Digital economics aren’t rocket science, they’re drop-dead simple:
- If you make things fast and easy to legally purchase, people will purchase it.
- If you make things cheap enough, people will buy them – without question , concern, or weighing the purchase into their financial plans.
- If you make it hard or expensive for people to legally purchase something, they will turn to “the underground” and illegal sources.
- Piracy will always exist, innovators will always work to defy Digital Rights Management, and as much money as you throw at creating anti-piracy measures… there will always be a large population of brilliant people working to undermine them.
My advice is simple: pick your battles wisely.
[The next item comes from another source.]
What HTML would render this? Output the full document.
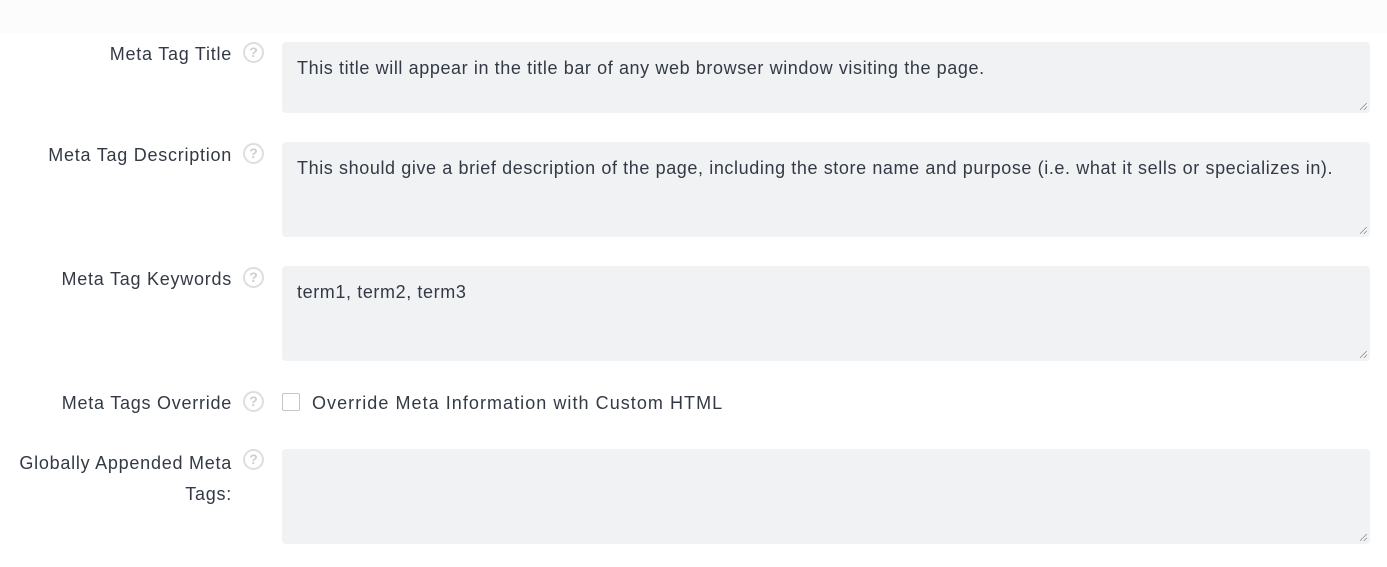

If you want to win in digital media, focus on the user experience and maximizing your revenue generating audience. If your content is good, people will either buy it or steal it – if your content is bad, they’re going somewhere else.
I’m glad to no longer be in corporate publishing. I’m glad to be back in a digital-only world, working with startups , advertising agencies, and media companies that are focused on building the future… not trying to save an ancient business model.
One thought on “Want to win? Make it easier, not harder.”
Loved the oatmeal comic today and this article as well.
However, investing in government interference is a tremendously lucrative business. In ‘Republic Lost’ by Lawrence Lessig, he alleges that the average ROI is somewhere in the hundreds to thousands. Even if that number is grossly overinflated, a 10% return is still better than most business investments. Long term is it a good strategy? Probably not. But if there’s one thing monopolistic corporate enterprises are good at, it’s protecting short term profits.